THE PROBLEM: Set down each line of the material that follows, exactly, with no pictures.

◆ ◆ ◆ ◆ ◆ ◆ ◆

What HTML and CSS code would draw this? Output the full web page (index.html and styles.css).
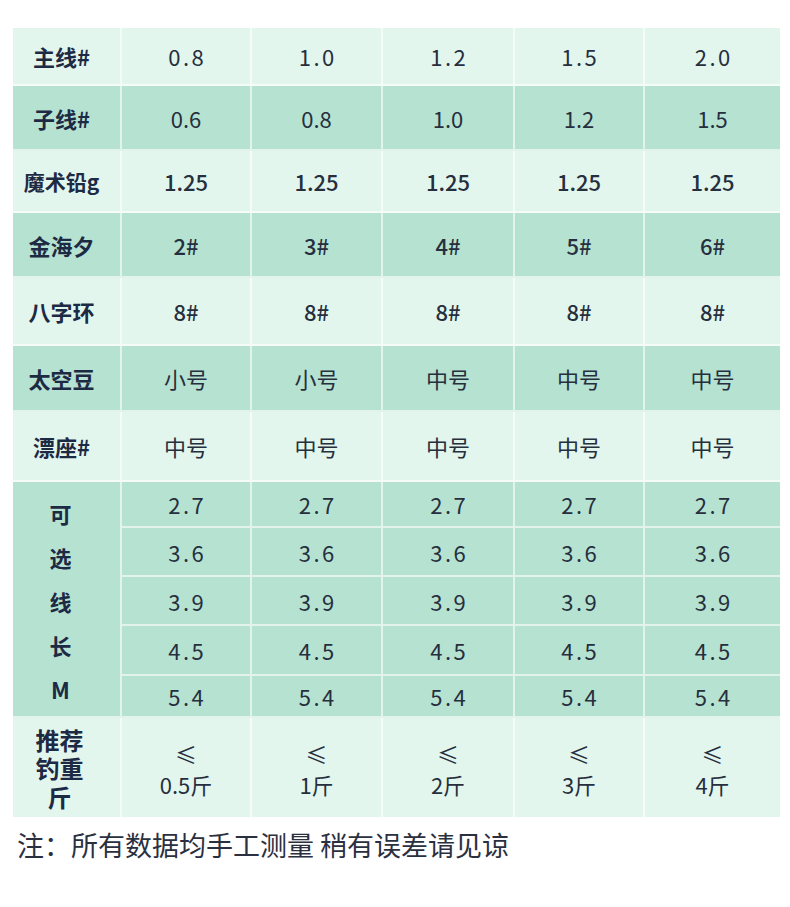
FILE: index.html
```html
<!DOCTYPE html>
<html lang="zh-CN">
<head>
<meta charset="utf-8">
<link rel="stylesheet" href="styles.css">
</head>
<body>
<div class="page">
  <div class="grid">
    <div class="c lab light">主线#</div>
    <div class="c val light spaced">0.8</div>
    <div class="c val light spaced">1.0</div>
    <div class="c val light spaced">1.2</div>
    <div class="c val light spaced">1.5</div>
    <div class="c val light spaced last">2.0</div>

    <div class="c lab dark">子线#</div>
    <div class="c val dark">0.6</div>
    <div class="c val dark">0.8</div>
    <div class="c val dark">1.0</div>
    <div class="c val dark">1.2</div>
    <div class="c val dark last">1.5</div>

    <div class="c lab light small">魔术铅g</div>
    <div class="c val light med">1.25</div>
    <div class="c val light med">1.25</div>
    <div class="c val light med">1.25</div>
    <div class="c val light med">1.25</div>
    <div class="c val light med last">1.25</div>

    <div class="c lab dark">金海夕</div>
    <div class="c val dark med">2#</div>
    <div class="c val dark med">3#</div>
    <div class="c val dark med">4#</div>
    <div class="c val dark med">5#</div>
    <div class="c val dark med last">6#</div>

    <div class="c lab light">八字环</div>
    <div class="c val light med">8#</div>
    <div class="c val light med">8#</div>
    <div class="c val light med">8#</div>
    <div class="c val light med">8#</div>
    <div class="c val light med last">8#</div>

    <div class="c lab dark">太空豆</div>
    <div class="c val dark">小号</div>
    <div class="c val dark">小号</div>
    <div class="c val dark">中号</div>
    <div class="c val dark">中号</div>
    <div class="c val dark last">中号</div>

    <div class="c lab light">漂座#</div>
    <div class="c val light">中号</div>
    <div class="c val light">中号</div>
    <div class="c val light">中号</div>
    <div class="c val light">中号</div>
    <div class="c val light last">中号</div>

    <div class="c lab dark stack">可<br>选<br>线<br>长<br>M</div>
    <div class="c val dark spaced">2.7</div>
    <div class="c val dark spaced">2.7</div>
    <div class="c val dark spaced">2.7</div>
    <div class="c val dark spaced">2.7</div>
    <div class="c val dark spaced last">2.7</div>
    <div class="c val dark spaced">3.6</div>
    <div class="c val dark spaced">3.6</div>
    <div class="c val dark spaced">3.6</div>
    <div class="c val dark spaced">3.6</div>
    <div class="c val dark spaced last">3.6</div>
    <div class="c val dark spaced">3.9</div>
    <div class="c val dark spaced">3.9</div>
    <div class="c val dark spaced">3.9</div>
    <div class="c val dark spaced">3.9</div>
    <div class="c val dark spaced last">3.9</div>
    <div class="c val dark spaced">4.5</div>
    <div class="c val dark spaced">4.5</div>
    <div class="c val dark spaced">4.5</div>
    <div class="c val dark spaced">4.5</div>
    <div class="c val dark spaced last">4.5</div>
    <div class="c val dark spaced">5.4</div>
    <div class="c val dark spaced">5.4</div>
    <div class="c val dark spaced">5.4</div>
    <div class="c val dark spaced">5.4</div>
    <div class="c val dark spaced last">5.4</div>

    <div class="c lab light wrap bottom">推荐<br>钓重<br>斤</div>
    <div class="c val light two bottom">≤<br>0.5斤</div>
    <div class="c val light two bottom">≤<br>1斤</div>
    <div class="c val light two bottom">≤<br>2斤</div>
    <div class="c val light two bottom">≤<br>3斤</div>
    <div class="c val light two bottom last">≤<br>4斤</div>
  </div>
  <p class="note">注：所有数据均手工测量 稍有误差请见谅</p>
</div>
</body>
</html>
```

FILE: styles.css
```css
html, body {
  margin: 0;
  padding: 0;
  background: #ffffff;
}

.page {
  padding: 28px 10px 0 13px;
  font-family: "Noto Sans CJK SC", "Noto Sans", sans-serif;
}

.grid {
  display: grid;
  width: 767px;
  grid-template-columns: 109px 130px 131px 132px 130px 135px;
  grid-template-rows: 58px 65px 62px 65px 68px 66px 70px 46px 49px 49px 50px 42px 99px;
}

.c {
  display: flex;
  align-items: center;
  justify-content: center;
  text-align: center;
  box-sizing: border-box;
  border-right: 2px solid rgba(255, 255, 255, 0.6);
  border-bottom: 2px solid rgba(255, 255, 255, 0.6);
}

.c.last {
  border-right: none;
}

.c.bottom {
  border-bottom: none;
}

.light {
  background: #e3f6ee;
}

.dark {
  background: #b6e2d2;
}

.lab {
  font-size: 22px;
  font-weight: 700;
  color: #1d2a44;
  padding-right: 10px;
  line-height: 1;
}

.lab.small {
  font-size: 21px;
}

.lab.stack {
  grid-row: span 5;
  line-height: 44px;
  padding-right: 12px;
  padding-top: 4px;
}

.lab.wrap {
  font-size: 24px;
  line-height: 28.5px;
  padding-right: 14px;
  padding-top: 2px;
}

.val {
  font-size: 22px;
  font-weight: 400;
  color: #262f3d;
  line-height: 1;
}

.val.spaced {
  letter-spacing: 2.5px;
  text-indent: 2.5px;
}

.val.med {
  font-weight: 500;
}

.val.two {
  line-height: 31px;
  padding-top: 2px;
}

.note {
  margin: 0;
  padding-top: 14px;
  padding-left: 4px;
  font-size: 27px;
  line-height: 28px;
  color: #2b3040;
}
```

◆ ◆ ◆ ◆ ◆ ◆ ◆

OUTPUT FOR THIS TASK:
What HTML and CSS code would draw this? Output the full web page (index.html and styles.css).
FILE: index.html
```html
<!DOCTYPE html>
<html lang="zh-CN">
<head>
<meta charset="utf-8">
<link rel="stylesheet" href="styles.css">
</head>
<body>
<div class="page">
  <div class="grid">
    <div class="c lab light">主线#</div>
    <div class="c val light spaced">0.8</div>
    <div class="c val light spaced">1.0</div>
    <div class="c val light spaced">1.2</div>
    <div class="c val light spaced">1.5</div>
    <div class="c val light spaced last">2.0</div>

    <div class="c lab dark">子线#</div>
    <div class="c val dark">0.6</div>
    <div class="c val dark">0.8</div>
    <div class="c val dark">1.0</div>
    <div class="c val dark">1.2</div>
    <div class="c val dark last">1.5</div>

    <div class="c lab light small">魔术铅g</div>
    <div class="c val light med">1.25</div>
    <div class="c val light med">1.25</div>
    <div class="c val light med">1.25</div>
    <div class="c val light med">1.25</div>
    <div class="c val light med last">1.25</div>

    <div class="c lab dark">金海夕</div>
    <div class="c val dark med">2#</div>
    <div class="c val dark med">3#</div>
    <div class="c val dark med">4#</div>
    <div class="c val dark med">5#</div>
    <div class="c val dark med last">6#</div>

    <div class="c lab light">八字环</div>
    <div class="c val light med">8#</div>
    <div class="c val light med">8#</div>
    <div class="c val light med">8#</div>
    <div class="c val light med">8#</div>
    <div class="c val light med last">8#</div>

    <div class="c lab dark">太空豆</div>
    <div class="c val dark">小号</div>
    <div class="c val dark">小号</div>
    <div class="c val dark">中号</div>
    <div class="c val dark">中号</div>
    <div class="c val dark last">中号</div>

    <div class="c lab light">漂座#</div>
    <div class="c val light">中号</div>
    <div class="c val light">中号</div>
    <div class="c val light">中号</div>
    <div class="c val light">中号</div>
    <div class="c val light last">中号</div>

    <div class="c lab dark stack">可<br>选<br>线<br>长<br>M</div>
    <div class="c val dark spaced">2.7</div>
    <div class="c val dark spaced">2.7</div>
    <div class="c val dark spaced">2.7</div>
    <div class="c val dark spaced">2.7</div>
    <div class="c val dark spaced last">2.7</div>
    <div class="c val dark spaced">3.6</div>
    <div class="c val dark spaced">3.6</div>
    <div class="c val dark spaced">3.6</div>
    <div class="c val dark spaced">3.6</div>
    <div class="c val dark spaced last">3.6</div>
    <div class="c val dark spaced">3.9</div>
    <div class="c val dark spaced">3.9</div>
    <div class="c val dark spaced">3.9</div>
    <div class="c val dark spaced">3.9</div>
    <div class="c val dark spaced last">3.9</div>
    <div class="c val dark spaced">4.5</div>
    <div class="c val dark spaced">4.5</div>
    <div class="c val dark spaced">4.5</div>
    <div class="c val dark spaced">4.5</div>
    <div class="c val dark spaced last">4.5</div>
    <div class="c val dark spaced">5.4</div>
    <div class="c val dark spaced">5.4</div>
    <div class="c val dark spaced">5.4</div>
    <div class="c val dark spaced">5.4</div>
    <div class="c val dark spaced last">5.4</div>

    <div class="c lab light wrap bottom">推荐<br>钓重<br>斤</div>
    <div class="c val light two bottom">≤<br>0.5斤</div>
    <div class="c val light two bottom">≤<br>1斤</div>
    <div class="c val light two bottom">≤<br>2斤</div>
    <div class="c val light two bottom">≤<br>3斤</div>
    <div class="c val light two bottom last">≤<br>4斤</div>
  </div>
  <p class="note">注：所有数据均手工测量 稍有误差请见谅</p>
</div>
</body>
</html>
```

FILE: styles.css
```css
html, body {
  margin: 0;
  padding: 0;
  background: #ffffff;
}

.page {
  padding: 28px 10px 0 13px;
  font-family: "Noto Sans CJK SC", "Noto Sans", sans-serif;
}

.grid {
  display: grid;
  width: 767px;
  grid-template-columns: 109px 130px 131px 132px 130px 135px;
  grid-template-rows: 58px 65px 62px 65px 68px 66px 70px 46px 49px 49px 50px 42px 99px;
}

.c {
  display: flex;
  align-items: center;
  justify-content: center;
  text-align: center;
  box-sizing: border-box;
  border-right: 2px solid rgba(255, 255, 255, 0.6);
  border-bottom: 2px solid rgba(255, 255, 255, 0.6);
}

.c.last {
  border-right: none;
}

.c.bottom {
  border-bottom: none;
}

.light {
  background: #e3f6ee;
}

.dark {
  background: #b6e2d2;
}

.lab {
  font-size: 22px;
  font-weight: 700;
  color: #1d2a44;
  padding-right: 10px;
  line-height: 1;
}

.lab.small {
  font-size: 21px;
}

.lab.stack {
  grid-row: span 5;
  line-height: 44px;
  padding-right: 12px;
  padding-top: 4px;
}

.lab.wrap {
  font-size: 24px;
  line-height: 28.5px;
  padding-right: 14px;
  padding-top: 2px;
}

.val {
  font-size: 22px;
  font-weight: 400;
  color: #262f3d;
  line-height: 1;
}

.val.spaced {
  letter-spacing: 2.5px;
  text-indent: 2.5px;
}

.val.med {
  font-weight: 500;
}

.val.two {
  line-height: 31px;
  padding-top: 2px;
}

.note {
  margin: 0;
  padding-top: 14px;
  padding-left: 4px;
  font-size: 27px;
  line-height: 28px;
  color: #2b3040;
}
```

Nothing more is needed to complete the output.